The economic potential of generative AI

GenAI has become ubiquitous — and is therefore front and center on the CFO agenda.

As CFOs debated the realities of today’s labor market and the costs associated with it, GenAI naturally came up as a driver of productivity. And when the discussion turned to regulation, GenAI surfaced again.

Boland has already seen an evolution in expectations surrounding GenAI. “Of all the audit and board committee meetings I join, there had been a lot of conversations on experimentation,” she said. “And now this year it’s: ‘Where are you getting ROI?’ For CFOs, it’s procurement, talent, and design and product development. These people tend to be outside of finance, but they’re looking to CFOs to determine where to double down on investment more.”

These executives are also forced to rethink when to hire (and how) when the equation has become murkier. “AI should produce productivity, and it’s not an easy one-for-one gain,” one tech CFO said. “It’s a forcing function of getting productivity over time. We’re pacing ourselves and thinking forward on hiring that could or should happen as we invest in AI. It’s a different rhythm than we’re used to, but it’s promising in terms of payback potential.” Another CFO in consumer products added: “We’re not hiring more, but it’s not that we’re not confident about in the future — we expect a good year in 2024. We’ll have a good year with the same investments thanks to AI, especially on increasing efficiency.”

Although AI has been used at many multinationals for several years, GenAI specifically remains in its earliest stages at most of the organizations represented in the discussion, including in the finance function. CFOs said they were leveraging digitally enabled managed services with regard to their account and journal entry processes, as well as scrutinizing data management and workflow automation. Thinking more broadly than just GenAI and finance, CFOs mentioned use cases such as:

  • Significantly reducing call center activities, with opportunities to drive customers to self-service
  • Optimizing HR and personnel functions, including in recruiting
  • Advancing predictive modeling in forecasting and supply chains

“The predictive piece on forecasting is interesting to us,” one CFO said. “We have one that runs in parallel to our existing forecasting; it’s another data point, and the two are surprisingly close. It’s been helpful although not proven in uncertain times. It’ll be interesting to see how it reacts in downcycles.”

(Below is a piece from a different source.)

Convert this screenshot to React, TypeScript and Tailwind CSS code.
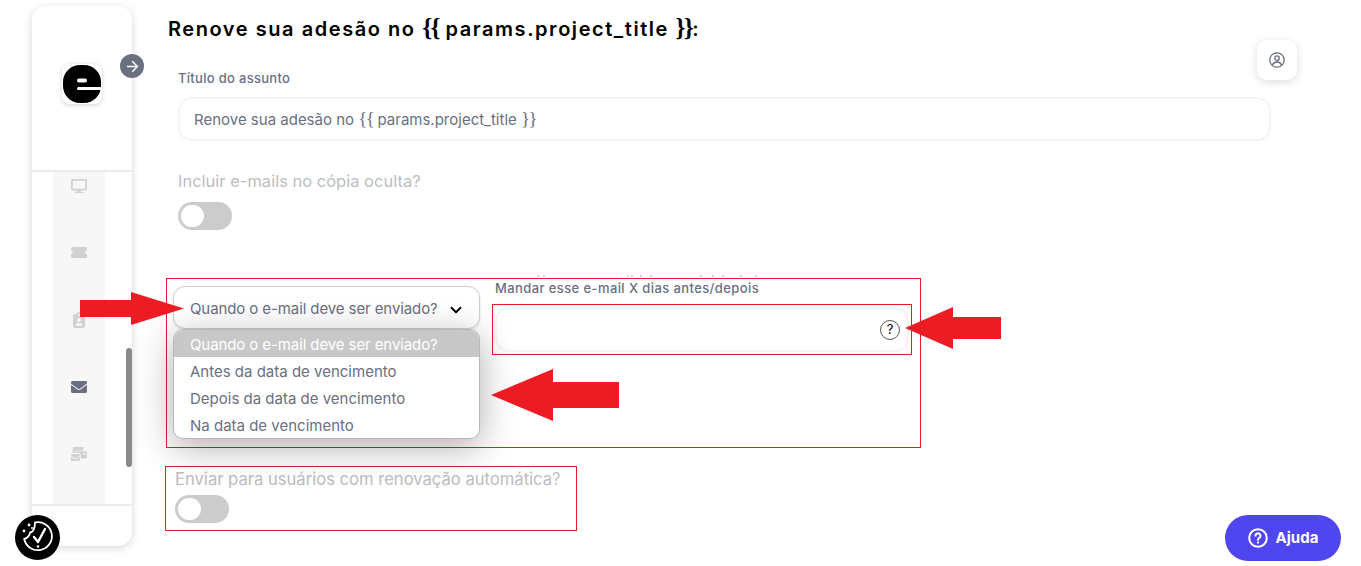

Many also said they were updating their infrastructure to layer on GenAI capabilities, by moving toward common ERP and data platforms and better enabling use of the cloud. And with regard to regulation, the Biden administration issued an ambitious executive order that Trump has said he would rescind. However, Hallmark noted that two universal truths in Washington apply to any president on AI: it’s an opportunity for the US to solidify its global leadership role, yet the risks are ever-present and must be mitigated — such as worker displacement, deepfakes and biased algorithms. In the case of a Trump victory, “It may not be an effort to stop the regulations but rather rebrand them,” Hallmark said.


Many CFOs in our group said they were selectively slowing down some hiring and investments — not necessarily a reflection of a softening economy, but more in response to today’s complex economic, policy and geopolitical environment, in which inflation is moderating but cost fatigue persists. On top of their agendas: potentially new directions in tax and regulatory policy after November’s presidential election, as well as building out their technology capabilities to capitalize on still-nascent use cases for GenAI.